*** Available data

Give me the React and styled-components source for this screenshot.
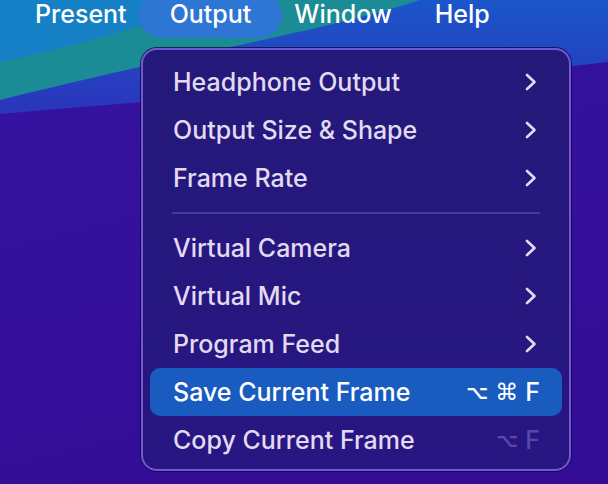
import React from 'react';
import styled, { createGlobalStyle } from 'styled-components';

const GlobalStyle = createGlobalStyle`
  html, body {
    margin: 0;
    padding: 0;
  }
  body {
    width: 608px;
    height: 484px;
    overflow: hidden;
    background: #33119c;
    font-family: Inter, "Liberation Sans", sans-serif;
    -webkit-font-smoothing: antialiased;
  }
`;

const menuBar = ['Present', 'Output', 'Window', 'Help'];

const items = [
  { label: 'Headphone Output', submenu: true },
  { label: 'Output Size & Shape', submenu: true },
  { label: 'Frame Rate', submenu: true },
  { separator: true },
  { label: 'Virtual Camera', submenu: true },
  { label: 'Virtual Mic', submenu: true },
  { label: 'Program Feed', submenu: true },
  { label: 'Save Current Frame', keys: ['⌥', '⌘', 'F'], active: true },
  { label: 'Copy Current Frame', keys: ['⌥', 'F'], dim: true },
];

const Wallpaper = () => (
  <Backdrop viewBox='0 0 608 484' preserveAspectRatio='none'>
    <defs>
      <linearGradient id='band' x1='0' y1='0' x2='0' y2='1'>
        <stop offset='0' stopColor='#1a56ca' />
        <stop offset='1' stopColor='#2b34bb' />
      </linearGradient>
      <linearGradient id='deep' x1='0' y1='0' x2='0.3' y2='1'>
        <stop offset='0' stopColor='#3414a2' />
        <stop offset='1' stopColor='#330d96' />
      </linearGradient>
    </defs>
    <rect width='608' height='484' fill='url(#deep)' />
    <path d='M0 0 H608 V62 C450 80 250 92 0 114 Z' fill='url(#band)' />
    <path d='M0 0 H420 C330 30 200 50 0 100 Z' fill='#1b8b96' />
    <path d='M0 0 H215 C150 25 80 45 0 62 Z' fill='#1580c6' />
  </Backdrop>
);

const Chevron = () => (
  <ChevronIcon viewBox='0 0 16 18'>
    <path d='M4 2 L11.5 9 L4 16' fill='none' stroke='currentColor' strokeWidth='2.6' strokeLinecap='round' strokeLinejoin='round' />
  </ChevronIcon>
);

const App = () => (
  <>
    <GlobalStyle />
    <Screen>
      <Wallpaper />
      <Content>
        <MenuBar>
          {menuBar.map(title => (
            <MenuTitle key={title} active={title === 'Output'}>{title}</MenuTitle>
          ))}
        </MenuBar>
        <Dropdown>
          {items.map((item, i) => {
            if (item.separator) {
              return <Separator key={i} />;
            }
            return (
              <Row key={i} active={item.active}>
                <span>{item.label}</span>
                {item.submenu ? <Chevron /> : null}
                {item.keys
                  ? <Shortcut dim={item.dim}>
                    {item.keys.map(k => <Key key={k} kind={k === 'F' ? 'letter' : k === '⌥' ? 'option' : 'cmd'}>{k}</Key>)}
                  </Shortcut>
                  : null}
              </Row>
            );
          })}
        </Dropdown>
      </Content>
    </Screen>
  </>
);

const Screen = styled.div`
  position: relative;
  width: 608px;
  height: 484px;
  overflow: hidden;
`;

const Backdrop = styled.svg`
  position: absolute;
  inset: 0;
  width: 608px;
  height: 484px;
  display: block;
`;

const Content = styled.div`
  position: relative;
  display: flex;
  flex-direction: column;
`;

const MenuBar = styled.div`
  display: flex;
  align-items: flex-start;
  height: 38px;
  padding-left: 35px;
  gap: 43px;
`;

const MenuTitle = styled.div`
  font-size: 25px;
  font-weight: 500;
  line-height: 29px;
  color: #ffffff;
  white-space: nowrap;
  ${({ active }) => active && `
    background: #2e76d3;
    margin: -8px -31px 0;
    padding: 8px 31px 9px;
    border-radius: 23px;
  `}
`;

const Dropdown = styled.div`
  box-sizing: border-box;
  width: 430px;
  height: 423px;
  margin: 10px 0 0 141px;
  padding: 8px 7px 5px;
  border: 2px solid #7356d6;
  border-radius: 16px;
  box-shadow: 0 0 0 1px rgba(16, 8, 50, 0.75);
  background: linear-gradient(180deg, #24197a 0%, #281682 100%);
  display: flex;
  flex-direction: column;
`;

const Row = styled.div`
  display: flex;
  align-items: center;
  justify-content: space-between;
  height: 48px;
  flex-shrink: 0;
  padding: 0 22px 0 23px;
  border-radius: 10px;
  font-size: 25px;
  font-weight: 500;
  color: ${({ active }) => (active ? '#ffffff' : '#e2daf1')};
  background: ${({ active }) => (active ? '#1a5bbf' : 'transparent')};
  white-space: nowrap;
`;

const ChevronIcon = styled.svg`
  width: 16px;
  height: 18px;
  margin-right: 1px;
  color: #e2daf1;
`;

const Separator = styled.div`
  height: 22px;
  flex-shrink: 0;
  margin: 0 22px;
  display: flex;
  align-items: center;
  &::after {
    content: '';
    flex: 1;
    height: 2px;
    background: #48399c;
  }
`;

const Shortcut = styled.div`
  display: flex;
  align-items: center;
  gap: 7px;
  color: ${({ dim }) => (dim ? '#5a48a8' : '#ffffff')};
`;

const keySizes = { letter: '25px', option: '19px', cmd: '23px' };

const Key = styled.span`
  font-family: ${({ kind }) => (kind === 'letter' ? 'Inter, "Liberation Sans", sans-serif' : '"DejaVu Sans", sans-serif')};
  font-size: ${({ kind }) => keySizes[kind]};
  font-weight: ${({ kind }) => (kind === 'option' ? 'bold' : '500')};
  line-height: 29px;
`;

export default App;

******

# Problem
Copy out every line that includes the word "components".

# Complete output
Give me the React and styled-components source for this screenshot.
import styled, { createGlobalStyle } from 'styled-components';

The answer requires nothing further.